5. El hombre fue creado originalmente a la imagen de Dios. Pecó al desobedecer a Dios; por lo tanto, quedó alienado de su Creador. La caída histórica puso a la humanidad bajo la condenación divina. La naturaleza del hombre está corrupta y, por lo tanto, es completamente incapaz de agradar a Dios. Todo hombre necesita la regeneración y la renovación del Espíritu Santo (Génesis 1:26, 27; Efesios 2:1; Romanos 1:18, 3:20, 7:21-25, 5:12).

6. La salvación del hombre es enteramente obra de la libre gracia de Dios, y no es el resultado, en su totalidad o en parte, de obras humanas, de la bondad o de ceremonias religiosas. Dios imputa su justicia a quienes ponen su fe exclusivamente en Cristo para su salvación y, por lo tanto, los justifica a sus ojos (Romanos 6:23; Efesios 2:8, 9; Juan 3:16; Tito 3:5-8).

Es el privilegio de todos los que nacen de nuevo por el Espíritu estar asegurados de su salvación desde el momento mismo en que confían en Cristo como su Salvador. Esta seguridad no está basada en ningún tipo de mérito humano, sino que está producida por el testimonio del Espíritu Santo, que confirma en el creyente el testimonio de Dios en su Palabra escrita. La plenitud, el poder y la guía del Espíritu Santo son apropiados en la vida del creyente por fe (Romanos 5:9, 10, 8:1, 29, 30, 38, 39; Juan 5:24, 10: 27-30, 14:16; 1 Timoteo 1:12; Filipenses 1:6; Hebreos 7:25; Judas 24).

Todo creyente está llamado a vivir tan en el poder del Espíritu que mora en él que no seguirá el deseo de la carne, sino que dará fruto para la gloria de Dios. Las Escrituras establecen los principios y las reglas de la vida cristiana (Romanos 12:1, 2; Gálatas 5:16-26; 2 Corintios 6:14).
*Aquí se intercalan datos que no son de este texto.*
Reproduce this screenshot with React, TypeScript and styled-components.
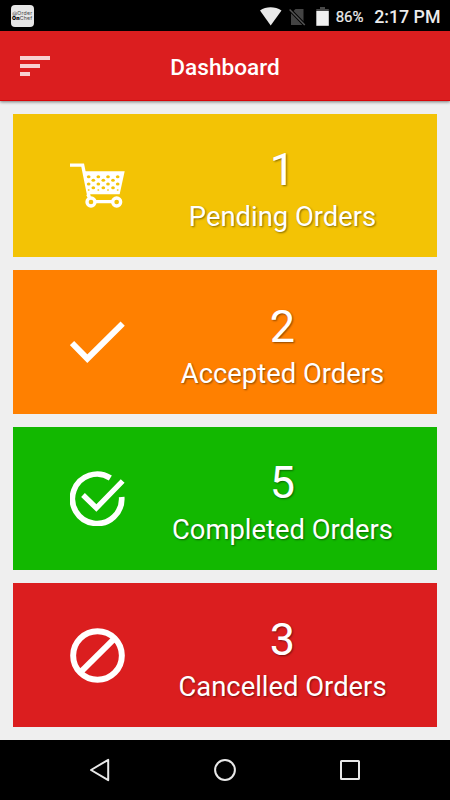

7. Jesucristo es la cabeza de la Iglesia, su Cuerpo, que está compuesta por todos los hombres, vivos y muertos, que han sido unidos a Él a través de la fe salvadora. Dios exhorta a su pueblo a reunirse periódicamente para la adoración, para la participación en las ordenanzas, para la edificación a través de las Escrituras y para el aliento mutuo (1 Corintios 12:12, 13; Colosenses 1:18; Efesios 2:15, 16).

8. En la muerte física, el creyente ingresa inmediatamente en la comunión eterna y consciente con el Señor y aguarda la resurrección del cuerpo para la gloria y la bendición eternas (1 Corintios 15:12ff; 2 Corintios 5:1-10; Filipenses 1:23; Juan 12:26).

En la muerte física, el incrédulo ingresa inmediatamente en la separación eterna y consciente del Señor y aguarda la resurrección del cuerpo para el juicio y la condenación eternos (Efesios 2:12; Romanos 3:23, 5:12; Mateo 25:31-46; Apocalipsis 20:11-15).

Jesucristo volverá a la tierra -personalmente, visiblemente y corporalmente- para consumar la historia y cumplir el plan de Dios (Apocalipsis 19:11-16; Zacarías 14:4-11; 1 Tesalonicenses 1:9, 10).

9. El Señor Jesucristo ordenó a todos los creyentes proclamar el evangelio en todo el mundo y hacer discípulos de todas las naciones. El cumplimiento de esa Gran Comisión exige que todas las ambiciones mundanas y personales sean subordinadas a un compromiso total con "Aquel que nos amó y se entregó por nosotros" (Mateo 28:19; Marcos 16:15; Lucas 24:47, 48).

Aceptamos aquellas grandes áreas de enseñanza doctrinal en las que ha habido históricamente acuerdo entre todos los verdaderos cristianos. Debido al llamado especializado de nuestro ministerio, deseamos permitir libertad de convicción en otras cuestiones doctrinales, siempre que toda interpretación esté basada sólo en la Biblia, y que ninguna de estas interpretaciones se convierta en una cuestión que obstaculice el ministerio al cual Dios nos ha llamado o nuestra comunión conjunta.